Proposed West Virginia Sales Tax Hike No Gem for Some Businesses
TRIADELPHIA — A Pennsylvania resident recently came to Howard’s Diamond Center at The Highlands to purchase a 4-carat diamond ring. He paid a lower sales tax rate than he would have at an Allegheny County retailer.
The ring cost more than $18,000. The current West Virginia consumer sales tax is 6 percent, adding about another $1,100 to the cost.
In Allegheny County and Pittsburgh, an additional 1 percent is added to the state’s base tax rate of 6 percent, bringing the tax to 7 percent. Sales tax on the same ring would have been approximately $1,300 there, so the drive to Triadelphia saved the buyer about $200.
This week West Virginia Gov. Jim Justice proposed cutting the state’s income tax rate by 60 percent.
Among his proposals to make up the difference is a 1.9-percent increase in the state consumer sales tax.
That 7.9-percent wouldn’t be the ceiling for big-ticket luxury items under Justice’s proposal. The governor is suggesting an additional luxury tax for those items — 3 percent for items priced between $5,000 to $10,000, 2.75 percent for those costing between $10,000 to $30,000, down to 1 percent for items $1 million or more.
The $18,000 ring under Justice’s plan would ring up sales tax of $1,422 under a 7.9 percent sales tax, with the additional luxury tax adding about another $500. This would bring the tax on the ring to more than $1,900 — far more than the $1,300 in tax the ring-buyer would have paid in Pittsburgh.
Howard’s Diamond Center owner Howard Posin doesn’t see such customers making the trip to West Virginia to purchase items large or small if the tax goes into effect. He also expects those living locally will go elsewhere to shop.
“I’m not happy about it at all,” Posin said. “What happens is that the poor people pay it (the increased sales tax), and they’re the ones who need the money and shouldn’t be paying the higher taxes.
“Rich people are not paying (the income tax), and they have the money.”
Meanwhile, the 4-carat diamonds and other luxury jewelry sold in his store sit in his cases.
“You’re not going to sell it,” Posin said. “They’re going to buy it in another state. It’s that easy. In one hour, you can be in Pittsburgh, so business leaves West Virginia.”
Ohio County Commissioner Randy Wharton, also president of the Ohio County Development Authority, also is concerned businesses on West Virginia’s borders with other states will lose out in the deal.
“It puts us in a very bad position, and at a tremendous disadvantage with neighboring counties,” Wharton said. “What if $5,000 from a family is to go to buying a refrigerator, appliances…. a new television. It’s more tax.
“The people who spend the money and spend the sales tax are working people. This is an additional tax on working families.
“It won’t be good for The Highlands, and it won’t be good for the city of Wheeling. I will be surprised if any of this makes it through the legislature… You can watch your sales go away because of all the people traveling across the borders.”
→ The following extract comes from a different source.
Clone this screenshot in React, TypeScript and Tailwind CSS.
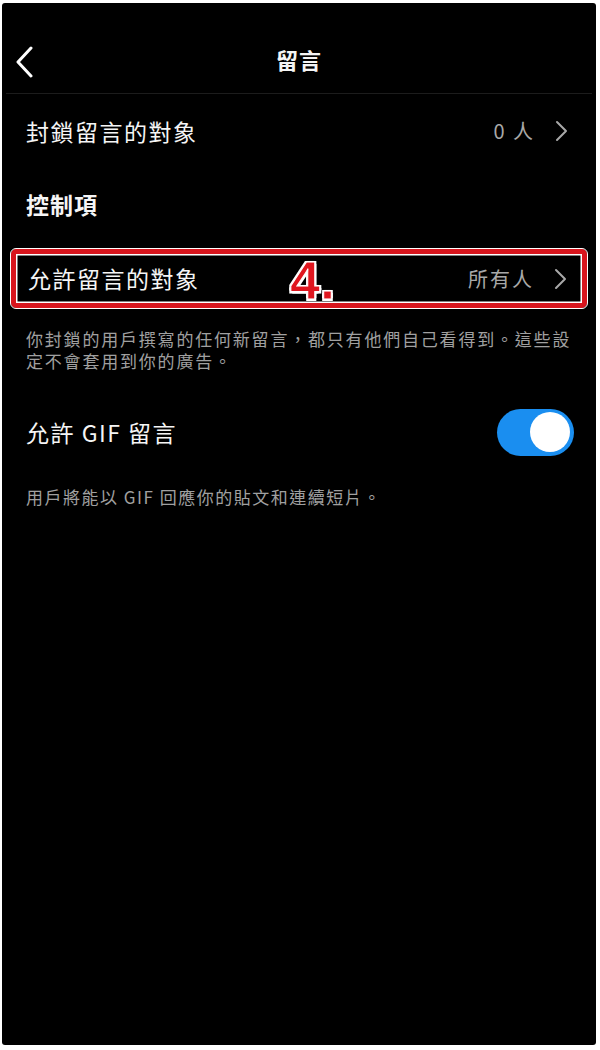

The city of Wheeling imposes an additional 1 percent sales tax on purchases in the city, bringing sales tax in Wheeling currently to 7 percent.
The sales tax in Wheeling would be 8.9 percent under Justice’s proposal.
“Obviously, the sales tax increase is going to be more of a concern for border counties than for those centrally located in the state,” said Wheeling Mayor Glenn Ellliott, also a member of the Ohio County Development Authority. ”
“In the case of Wheeling and Ohio County generally, I would be very concerned about raising the sales tax to a point where you drive shoppers into Ohio or Pennsylvania. And it is therefore imperative that our legislators in Charleston consider the competitive effect of whatever tax changes they make.”
Due to Wheeling’s geographic location between Ohio and Pennsylvania, the area would lose sales, according to Elliott.
“I have concerns about what a 32-percent increase in our state consumer sales tax might mean for our current and future retail footprint,” he said. “I recognize that the impetus behind the governor’s proposal is a desire to attract outside investment and population into our state.
“But I can think of countless other reasons beside our state income tax why we have seen prolonged population loss in our region — most obviously our failure as a state to diversify our economy to reduce our relative dependence on fossil fuel extraction.”
If the state truly wants to reverse population loss, Elliott said it should make critical investments in infrastructure, in broadband and in education and workforce training.
“And communities need to be laser-focused on improving local quality of life to attract the type of workers that 21st-century industries demand,” he said. “Shifting the tax burden more towards a regressive tax like the sales tax is not, in and of itself, going to change our destiny.”